Moody’s Investor Service, a leading provider of credit ratings, research, and risk analysis, is performing a “Coastal Virginia Credit Focus Review” to assess how sea level rise/ recurrent flooding would affect the Moody’s rating for bonds issued by Virginia Beach. In response to the Moody questionnaire the city confirmed that it spent $43.8 million for flood-control projects over the last five years, and would spend an additional $135 million over the next ten years.

In addition, an Intergovernmental Planning Pilot Project (IPP) was formed, with broad federal, state, and local government participation, for the purpose of coordinating “sea level rise preparedness and resilience planning” for Hampton Roads. Following two years of work, the IPP issued a resolution dated June 27, 2016, executed by all of its members (save one), calling for the formation of an entity to facilitate and plan actions that will make Hampton Roads resilient to the impacts of sea level rise.
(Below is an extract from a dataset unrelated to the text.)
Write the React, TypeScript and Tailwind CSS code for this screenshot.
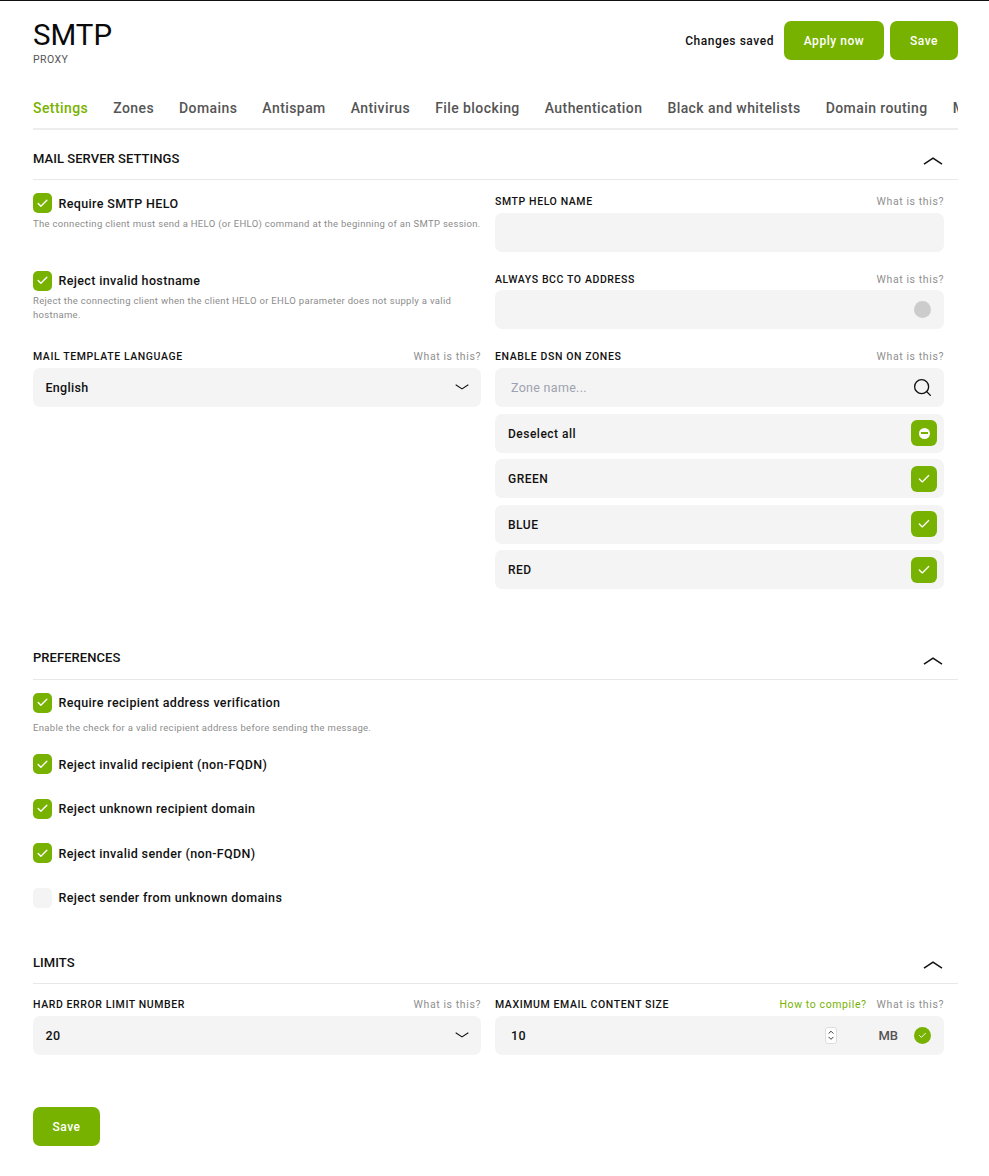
import { Check, ChevronDown, ChevronUp, Search } from "lucide-react"
import type { ReactNode } from "react"

const tabs = ["Settings", "Zones", "Domains", "Antispam", "Antivirus", "File blocking", "Authentication", "Black and whitelists", "Domain routing", "Mail routing"]

function Chevron({ className }: { className?: string }) {
  return (
    <svg width="20" height="8" viewBox="0 0 20 8" fill="none" stroke="currentColor" strokeWidth="1.5" className={className}>
      <path d="M1 7.2 10 1.2 19 7.2" />
    </svg>
  )
}

function SectionHead({ title }: { title: string }) {
  return (
    <div className="flex h-[41px] items-center justify-between border-b border-[#e8e8e8] pr-[15px]">
      <span className="pb-[1px] text-[13px] font-[465] tracking-[0.05px] text-[#111]">{title}</span>
      <Chevron className="mt-[4px] text-[#111]" />
    </div>
  )
}

function Checkbox({ checked = true }: { checked?: boolean }) {
  return (
    <span className={`flex h-5 w-[19px] shrink-0 items-center justify-center rounded-[5px] ${checked ? "bg-[#78b200]" : "bg-[#f4f4f4]"}`}>
      {checked && <Check size={13} strokeWidth={2.5} className="text-white" />}
    </span>
  )
}

function CheckRow({ label, hint, hintClass }: { label: string; hint?: string; hintClass?: string }) {
  const checked = label !== "Reject sender from unknown domains"
  return (
    <div>
      <div className="flex h-5 items-center gap-[6.5px]">
        <Checkbox checked={checked} />
        <span className="pt-[2px] text-[12.5px] font-[465] tracking-[0.36px] text-[#111]">{label}</span>
      </div>
      {hint && <p className={`text-[9.5px] leading-[14px] tracking-[0.31px] text-[#8c8c8c] ${hintClass}`}>{hint}</p>}
    </div>
  )
}

function Field({ label, extra, children }: { label: string; extra?: ReactNode; children: ReactNode }) {
  return (
    <div>
      <div className="flex h-[19.5px] items-start justify-between pt-[3px] text-[10.5px] leading-[12px] tracking-[0.6px]">
        <span className="font-[465] text-[#111]">{label}</span>
        <span className="flex gap-[10px] text-[#8f8f8f]">
          {extra}
          <span>What is this?</span>
        </span>
      </div>
      {children}
    </div>
  )
}

function Box({ children }: { children?: ReactNode }) {
  return <div className="flex h-[39px] items-center rounded-[7px] bg-[#f4f4f4]">{children}</div>
}

function ZoneRow({ label, icon }: { label: string; icon: ReactNode }) {
  return (
    <div className="flex h-[39px] items-center justify-between rounded-[7px] bg-[#f4f4f4] pl-[13px] pr-[7px]">
      <span className="pt-[1px] text-[12px] font-[465] tracking-[0.5px] text-[#111]">{label}</span>
      <span className="flex h-[26px] w-[26px] items-center justify-center rounded-[6px] bg-[#78b200]">{icon}</span>
    </div>
  )
}

function GreenButton({ label, className }: { label: string; className: string }) {
  return (
    <button className={`h-[39px] rounded-[7px] bg-[#78b200] pt-[1px] text-[12px] font-[465] tracking-[0.55px] text-white ${className}`}>{label}</button>
  )
}

export default function App() {
  return (
    <div className="min-h-[1176px] border-t border-[#111] bg-white pl-[33px] pr-[31px] font-['Roboto',sans-serif]">
      <header className="flex items-start justify-between pt-5">
        <div>
          <h1 className="pt-[1px] text-[29.5px] font-normal leading-[26px] text-[#0a0a0a]">SMTP</h1>
          <div className="mt-[6px] text-[10.5px] leading-[12px] tracking-[0.4px] text-[#555]">PROXY</div>
        </div>
        <div className="flex items-center">
          <span className="mr-[10px] text-[12px] font-[465] tracking-[0.55px] text-[#111]">Changes saved</span>
          <GreenButton label="Apply now" className="w-[100px]" />
          <GreenButton label="Save" className="ml-[6px] w-[68px]" />
        </div>
      </header>

      <nav className="mt-[23px] flex h-[41px] gap-[25px] overflow-hidden border-b-2 border-[#ededed]">
        {tabs.map((tab, i) => (
          <span
            key={tab}
            className={`-mb-[2px] h-[41px] whitespace-nowrap pt-[10px] text-[14px] font-[465] leading-[18px] tracking-[0.42px] ${i === 0 ? "border-b-2 border-[#78b200] text-[#78b200]" : "text-[#555]"}`}
          >
            {tab}
          </span>
        ))}
      </nav>

      <section className="mt-[9px]">
        <SectionHead title="MAIL SERVER SETTINGS" />
        <div className="mt-[13px] grid grid-cols-[448px_449px] gap-x-[14px] gap-y-[19px]">
          <CheckRow
            label="Require SMTP HELO"
            hint="The connecting client must send a HELO (or EHLO) command at the beginning of an SMTP session."
            hintClass="mt-[4px] whitespace-nowrap"
          />
          <Field label="SMTP HELO NAME">
            <Box />
          </Field>
          <CheckRow
            label="Reject invalid hostname"
            hint="Reject the connecting client when the client HELO or EHLO parameter does not supply a valid hostname."
            hintClass="mt-[3px] w-[430px]"
          />
          <Field label="ALWAYS BCC TO ADDRESS">
            <Box>
              <span className="ml-auto mr-[13px] h-[17px] w-[17px] rounded-full bg-[#cccccc]" />
            </Box>
          </Field>
          <Field label="MAIL TEMPLATE LANGUAGE">
            <Box>
              <span className="pl-[12.5px] pt-[2px] text-[12.5px] font-[465] tracking-[0.3px] text-[#111]">English</span>
              <Chevron className="ml-auto mr-[12px] h-[6px] w-[14px] rotate-180 text-[#111]" />
            </Box>
          </Field>
          <Field label="ENABLE DSN ON ZONES">
            <Box>
              <span className="pl-[16px] pt-[2px] text-[12.5px] tracking-[0.3px] text-[#9ca3af]">Zone name...</span>
              <Search size={21} strokeWidth={1.5} className="ml-auto mr-[11px] text-[#111]" />
            </Box>
            <div className="mt-[7px] flex flex-col gap-[6.5px]">
              <ZoneRow
                label="Deselect all"
                icon={
                  <span className="flex h-[11px] w-[11px] items-center justify-center rounded-full bg-white">
                    <span className="h-[2px] w-[7px] bg-[#78b200]" />
                  </span>
                }
              />
              {["GREEN", "BLUE", "RED"].map((zone) => (
                <ZoneRow key={zone} label={zone} icon={<Check size={14} strokeWidth={2.25} className="text-white" />} />
              ))}
            </div>
          </Field>
        </div>
      </section>

      <section className="mt-[49.5px]">
        <SectionHead title="PREFERENCES" />
        <div className="mt-[13px] flex flex-col">
          <CheckRow
            label="Require recipient address verification"
            hint="Enable the check for a valid recipient address before sending the message."
            hintClass="mt-[8px]"
          />
          <div className="mt-[19.5px] flex flex-col gap-[24.5px]">
            <CheckRow label="Reject invalid recipient (non-FQDN)" />
            <CheckRow label="Reject unknown recipient domain" />
            <CheckRow label="Reject invalid sender (non-FQDN)" />
            <CheckRow label="Reject sender from unknown domains" />
          </div>
        </div>
      </section>

      <section className="mt-[35.5px]">
        <SectionHead title="LIMITS" />
        <div className="mt-[12px] grid grid-cols-[448px_449px] gap-x-[14px]">
          <Field label="HARD ERROR LIMIT NUMBER">
            <Box>
              <span className="pl-[12.5px] pt-[2px] text-[12.5px] font-[465] tracking-[0.3px] text-[#111]">20</span>
              <Chevron className="ml-auto mr-[12px] h-[6px] w-[14px] rotate-180 text-[#111]" />
            </Box>
          </Field>
          <Field label="MAXIMUM EMAIL CONTENT SIZE" extra={<span className="text-[#78b200]">How to compile?</span>}>
            <Box>
              <span className="pl-[16px] pt-[2px] text-[12.5px] font-[465] tracking-[0.3px] text-[#111]">10</span>
              <span className="ml-auto mr-[41px] flex h-[17px] w-[12px] flex-col items-center justify-center rounded-[3px] border border-[#ddd] bg-white text-[#222]">
                <ChevronUp size={10} strokeWidth={2.5} className="-mb-[1px]" />
                <ChevronDown size={10} strokeWidth={2.5} className="-mt-[1px]" />
              </span>
              <span className="mr-[16px] pt-[2px] text-[13px] font-[465] text-[#555]">MB</span>
              <span className="mr-[13px] flex h-[17px] w-[17px] items-center justify-center rounded-full bg-[#78b200]">
                <Check size={9} strokeWidth={2.5} className="text-white" />
              </span>
            </Box>
          </Field>
        </div>
      </section>

      <div className="mt-[52px] pb-[30px]">
        <GreenButton label="Save" className="w-[67px]" />
      </div>
    </div>
  )
}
When fully built out by the year 2030, SWIFT will replenish the aquifer by injecting 120 MGD back into the Potomac Aquifer. The source for the ground water replenishment will be the purified wastewater discharged from seven of HRSD’s sewage treatment plants. The SWIFT advanced treatment process purifies the water to levels equal to or better than the current aquifer water and to levels that match the chemistry of the ground water in the aquifer (which eliminates the possibility for new problems). SWIFT, if approved, should reverse the degree of land subsidence and substantially replenish the aquifer.

Conclusion

SWIFT is an unprecedented integrated planning win-win. The HRSD’s trailblazing effort to integrate municipal wastewater and storm water management compliance for the Hampton Roads region will, if approved, capitalize on economies of scale and control cost differentials that will clean up the bay while delivering an estimated $2 billion reduction in environmental compliance costs to the cities in the Hampton Roads region. SWIFT will, in addition, counteract land subsidence, which furthers the efforts to equip Hampton Roads with resilience to sea level rise, restore the badly depleted volume of groundwater stored in the Potomac Aquifer, and reduce or eliminate saltwater contamination of that groundwater.